Eisen also noted the existence of “hundred of thousands” examples of such accommodation in the United States, including allowing beards and religious head coverings in the military for Jews and Sikhs and others, just one situation of many “where potentially there are more life or death consequences than in a swimming pool.” Others argue that the women-only decree isn’t meant to simply accommodate Jewish women in the community.

“The City of New York is not establishing religion by accommodating women for swimming hours any more than suspending alternate side of the street parking on Rosh Hashanah or Good Friday or any other religious holiday is legally establishing religion,” said Nathan Diament, the executive director for the Orthodox Union Advocacy Center. He added that it would be different if this were a city-wide policy. “It’s dealing with a specific community in a specific neighborhood in a very appropriate and balanced way,” he said.

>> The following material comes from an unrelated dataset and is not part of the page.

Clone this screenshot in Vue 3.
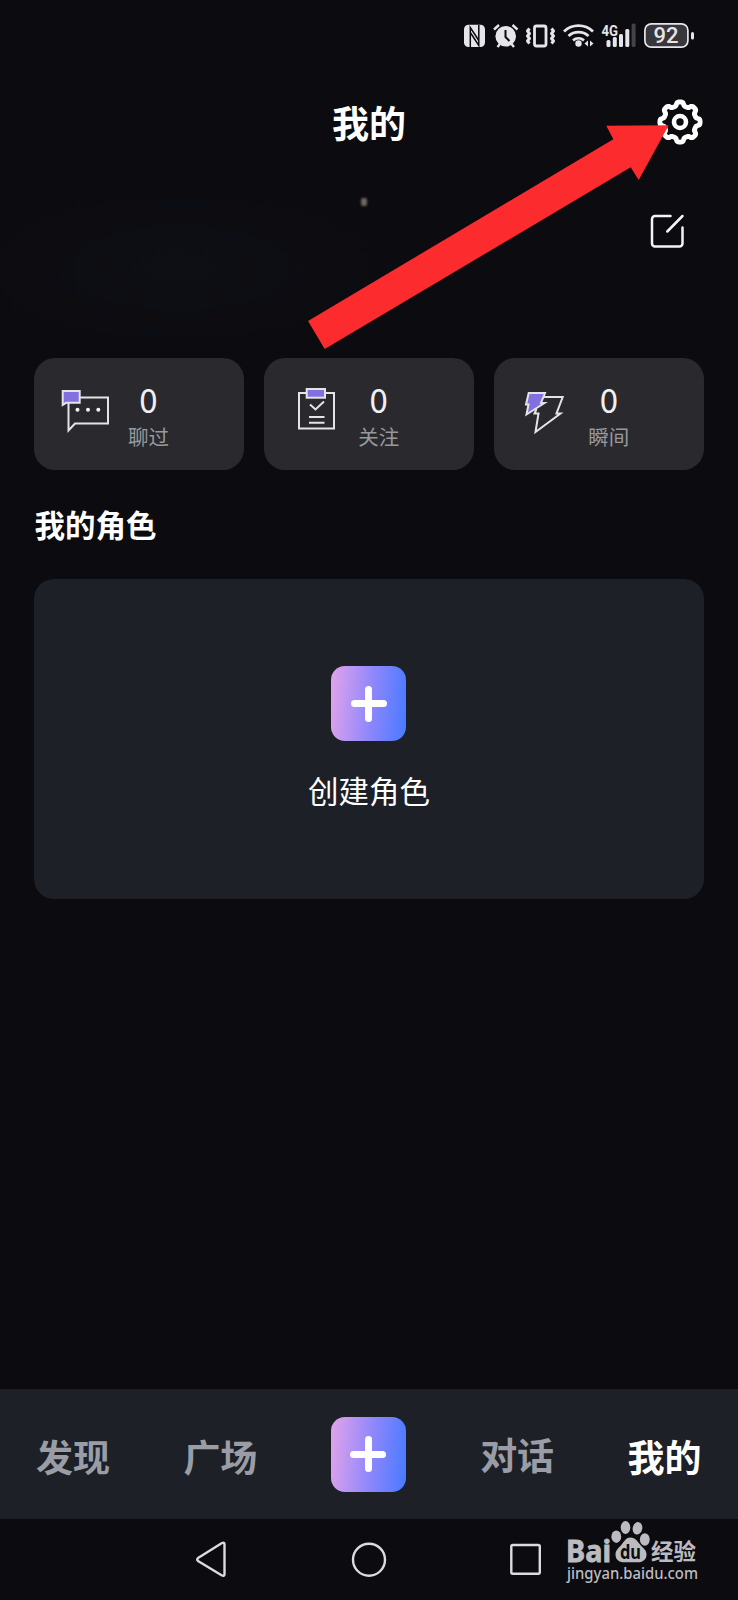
<script setup>
const stats = [
  { id: 'chat', count: 0, label: '聊过' },
  { id: 'follow', count: 0, label: '关注' },
  { id: 'moment', count: 0, label: '瞬间' },
]

// Eight-lobed gear outline
const gearPoints = Array.from({ length: 160 }, (_, i) => {
  const t = (i / 160) * Math.PI * 2
  const c = Math.cos(8 * t)
  const r = 18.2 + 1.9 * Math.tanh(2.2 * c) / Math.tanh(2.2)
  return `${(24 + r * Math.sin(t)).toFixed(2)},${(24 - r * Math.cos(t)).toFixed(2)}`
}).join(' ')
</script>

<template>
  <div class="screen">
    <div class="status">
      <svg width="236" height="30" viewBox="460 20 236 30">
        <g fill="#e6e5ea">
          <rect x="464" y="24.700" width="21" height="22.300" rx="4.500" />
          <path d="M470.300 47V27.500L478.800 40.500M470.300 32.500L478.800 45.500V25" fill="none" stroke="#0b0b10" stroke-width="1.500" />
          <circle cx="505.700" cy="36.300" r="10.300" />
          <path d="M494 29.500l5-4.500M512.500 25l5 4.500M500 44l-2.500 3M511.500 44l2.500 3" stroke="#e6e5ea" stroke-width="2.400" />
          <path d="M505.500 30v7l4 4" fill="none" stroke="#0b0b10" stroke-width="2" />
          <circle cx="578.500" cy="43.500" r="3.200" />
          <path d="M588 40.500v6l-3.500-3zM590 40.500v6l3.500-3z" />
          <rect x="606.500" y="40" width="4" height="7" rx="1.500" />
          <rect x="612.800" y="37" width="4" height="10" rx="1.500" />
          <rect x="619" y="34" width="4" height="13" rx="1.500" />
          <rect x="625.300" y="29" width="4" height="18" rx="1.500" />
          <rect x="631.600" y="23.500" width="4" height="23.500" rx="1.500" fill="#434247" />
          <text x="601.500" y="35.500" class="net" textLength="16.500" lengthAdjust="spacingAndGlyphs">4G</text>
          <rect x="691" y="32" width="3" height="7.500" rx="1.500" />
        </g>
        <g fill="none" stroke="#e6e5ea" stroke-width="2.800">
          <rect x="534.500" y="26" width="11.500" height="20" rx="2" />
          <path d="M529.500 28.500l-2 2.500 2 2.500-2 2.500 2 2.500-2 2.500 2 2.500" stroke-width="3" stroke-linejoin="round" />
          <path d="M551.500 28.500l2 2.500-2 2.500 2 2.500-2 2.500 2 2.500-2 2.500" stroke-width="3" stroke-linejoin="round" />
          <path d="M564 31.500a21 21 0 0 1 29 0M568.500 36a15 15 0 0 1 20 0M573 40.300a9 9 0 0 1 11 0" />
          <rect x="644.900" y="23.800" width="43" height="23.400" rx="6.500" fill="#38373c" stroke-width="1.700" />
        </g>
        <text x="666" y="43.300" class="batt" text-anchor="middle">92</text>
      </svg>
    </div>

    <header class="header">
      <h1 class="title">我的</h1>
      <svg class="gear" width="48" height="48" viewBox="0 0 48 48" fill="none" stroke="#fff">
        <polygon :points="gearPoints" stroke-width="4.900" stroke-linejoin="round" />
        <circle cx="24" cy="24" r="6" stroke-width="4.600" />
      </svg>
    </header>

    <section class="profile">
      <i class="speck"></i>
      <svg class="edit" width="36" height="36" viewBox="0 0 36 36" fill="none" stroke="#f4f4f6" stroke-width="2.500" stroke-linecap="round">
        <path d="M21.500 3H6a3 3 0 0 0-3 3v24.500a3 3 0 0 0 3 3h24.500a3 3 0 0 0 3-3V14.500M18.300 18.500L33.500 3" />
      </svg>
    </section>

    <section class="stats">
      <div v-for="s in stats" :key="s.id" class="stat">
        <svg class="stat-icon" width="56" height="56" viewBox="0 0 56 56" fill="none" stroke="#e4e3e8" stroke-width="2">
          <template v-if="s.id === 'chat'">
            <path d="M26 15.500H54V41.500H21L14.500 48.500V20" />
            <path d="M8.700 23V9H25.700v11.800H12z" fill="#836fe0" />
            <g fill="#f2f1f5" stroke="none">
              <circle cx="23.500" cy="27.800" r="2" /><circle cx="34" cy="27.800" r="2" /><circle cx="44.300" cy="27.800" r="2" />
            </g>
          </template>
          <template v-else-if="s.id === 'follow'">
            <rect x="15" y="11" width="35" height="35.500" />
            <rect x="22.700" y="7" width="18.300" height="8.700" fill="#836fe0" />
            <path d="M26 22.500l5.500 5L40 19.500M25 35h15.500M25 40.700h15.500" />
          </template>
          <template v-else>
            <path d="M29 15H48.700L42.500 31.500H46.500L21.500 50 24.500 31.500H20.500L22.500 27" />
            <path d="M14.700 11H31L27 21H30.500L12.500 32.500 14.500 22.500H12z" fill="#836fe0" />
          </template>
        </svg>
        <div class="stat-text">
          <span class="count">{{ s.count }}</span>
          <span class="label">{{ s.label }}</span>
        </div>
      </div>
    </section>

    <h2 class="section-title">我的角色</h2>

    <section class="create">
      <span class="plus"></span>
      <span class="create-text">创建角色</span>
    </section>

    <nav class="tabs">
      <span class="tab">发现</span>
      <span class="tab">广场</span>
      <span class="plus"></span>
      <span class="tab raised">对话</span>
      <span class="tab active">我的</span>
    </nav>

    <footer class="system">
      <svg width="738" height="81" viewBox="0 1519 738 81">
        <g fill="none" stroke="#dcdbe0" stroke-width="2.400" stroke-linejoin="round">
          <path d="M198 1558q-1.500 1.500 0 3l24 14.500q2.500 1 2.500-1.500v-29.500q0-2.500-2.500-1.500z" />
          <circle cx="369" cy="1559.700" r="16" />
          <rect x="511.300" y="1545" width="28.500" height="28.800" rx="1.500" />
        </g>
        <g fill="#bcbbc0">
          <text x="566" y="1561.500" class="bai" textLength="45" lengthAdjust="spacingAndGlyphs">Bai</text>
          <ellipse cx="616.300" cy="1536.700" rx="4.900" ry="6.200" />
          <ellipse cx="625.500" cy="1527.500" rx="4.800" ry="6.500" />
          <ellipse cx="637.500" cy="1528.300" rx="4.800" ry="6.300" transform="rotate(12 637.500 1528.300)" />
          <ellipse cx="644.800" cy="1539.500" rx="4.900" ry="6.200" />
          <path d="M630.500 1537.500c5 0 7 4 9.500 7 3 3.500 6.500 5.500 6.500 10 0 6-5 8-9 7.800-3-.2-10-.2-13 0-5 .2-9-2.500-9-7.800 0-5 4-7 6.500-10.500 2.500-3 4-6.500 8.500-6.500z" />
          <text x="620" y="1558.500" class="du" textLength="21" lengthAdjust="spacingAndGlyphs">du</text>
          <text x="651" y="1559.800" class="jy" textLength="45" lengthAdjust="spacingAndGlyphs">经验</text>
          <text x="567" y="1579" class="url" textLength="131" lengthAdjust="spacingAndGlyphs">jingyan.baidu.com</text>
        </g>
      </svg>
    </footer>

    <svg class="pointer" width="738" height="400" viewBox="0 0 738 400">
      <polygon points="308,321 613.300,139.300 606.300,125.700 668.700,125.300 638.700,180 630.700,167.300 324.700,349" fill="#fc2c2e" />
    </svg>
  </div>
</template>

<style>
html,
body {
  margin: 0;
  background: #0b0b10;
}
</style>

<style scoped>
.screen {
  position: relative;
  width: 738px;
  height: 1600px;
  display: flex;
  flex-direction: column;
  overflow: hidden;
  box-sizing: border-box;
  background: #0b0b10;
  color: #fff;
  font-family: "Noto Sans CJK SC", sans-serif;
}
.status {
  height: 50px;
  padding: 20px 42px 0 0;
  box-sizing: border-box;
  display: flex;
  justify-content: flex-end;
}
.status svg,
.system svg {
  display: block;
}
.net {
  font: 700 15px Roboto, sans-serif;
}
.batt {
  font: 500 22px Roboto, sans-serif;
  fill: #e6e5ea;
}
.header {
  height: 143px;
  display: grid;
  grid-template-columns: 1fr auto 1fr;
  align-items: center;
  padding: 0 34.500px;
}
.title {
  grid-column: 2;
  margin: 0;
  font-size: 37px;
  line-height: 54px;
  font-weight: 700;
}
.gear {
  justify-self: end;
}
.profile {
  height: 165px;
  display: flex;
  justify-content: flex-end;
  align-items: flex-start;
  box-sizing: border-box;
  padding: 20px 53px 0 0;
  background: radial-gradient(ellipse 230px 85px at 180px 75px, #0e0f14, #0b0b10);
}
.speck {
  width: 6px;
  height: 8px;
  margin: -15px 282px 0 0;
  border-radius: 2px;
  background: #70665d;
  filter: blur(1.200px);
}
.stats {
  display: grid;
  grid-template-columns: repeat(3, 1fr);
  gap: 20.500px;
  height: 112px;
  padding: 0 34px;
}
.stat {
  display: flex;
  align-items: flex-start;
  box-sizing: border-box;
  padding: 24px 0 0 20px;
  border-radius: 21px;
  background: #2a2a2e;
}
.stat-text {
  display: flex;
  flex-direction: column;
  align-items: center;
  width: 41px;
  margin-left: 18px;
}
.count {
  margin-top: -8px;
  font-size: 33px;
  line-height: 50px;
  color: #f0eff4;
}
.label {
  margin-top: -3px;
  font-size: 20.500px;
  line-height: 30px;
  color: #98989d;
  white-space: nowrap;
}
.section-title {
  margin: 31px 0 0 34.500px;
  font-size: 30.500px;
  line-height: 46px;
  font-weight: 700;
}
.create {
  margin: 32px 34px 0;
  height: 320px;
  border-radius: 20px;
  background: #1d2027;
  display: flex;
  flex-direction: column;
  align-items: center;
  box-sizing: border-box;
  padding-top: 87px;
}
.plus {
  flex: none;
  width: 75px;
  height: 75px;
  margin-right: 1px;
  border-radius: 14px;
  background: linear-gradient(95deg, #dba1ec 5%, #8d87fb 54%, #4d7bff 96%);
  display: grid;
  place-items: center;
}
.plus::before,
.plus::after {
  content: "";
  grid-area: 1 / 1;
  width: 36px;
  height: 7px;
  border-radius: 3.500px;
  background: #fff;
}
.plus::after {
  width: 7px;
  height: 36px;
}
.create-text {
  margin-top: 26px;
  font-size: 30.500px;
  line-height: 46px;
}
.tabs {
  margin-top: auto;
  height: 130px;
  flex: none;
  display: flex;
  justify-content: space-between;
  align-items: center;
  box-sizing: border-box;
  padding: 0 36.500px 0 36px;
  background: #1d2027;
}
.tab {
  padding-top: 4px;
  font-size: 37px;
  line-height: 54px;
  font-weight: 700;
  color: #9a9ca6;
}
.raised {
  margin-bottom: 4px;
}
.active {
  color: #fff;
}
.system {
  height: 81px;
  flex: none;
}
.bai {
  font: 700 30px "Noto Sans", sans-serif;
  stroke: #bcbbc0;
  stroke-width: 0.800px;
}
.du {
  font: 700 20px "Noto Sans", sans-serif;
  fill: #0b0b10;
}
.jy {
  font: 700 23px "Noto Sans CJK SC", sans-serif;
}
.url {
  font: 500 17px "Noto Sans", sans-serif;
}
.pointer {
  position: absolute;
  left: 0;
  top: 0;
}
</style>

Nevertheless, for absolutists, any instance in which a taxpayer is kept from using a public facility for a religious consideration is a non-starter. Given that the pool is situated on the very same avenue where a public bike lane was controversially removed in 2009 in an appeal to the community’s concerns over modesty, it’s easy to see why this issue plays so divisively on dry land.

If there is any solace for the enraged, it’s that this issue goes both ways. Back in 2013, the pool at the Metropolitan Recreation Center engendered more muted controversy when, in deference to the First Amendment rights of its staff, the parks department wouldn’t commit to providing a female lifeguard there during women-only swim time. Ultimately, a solution was found.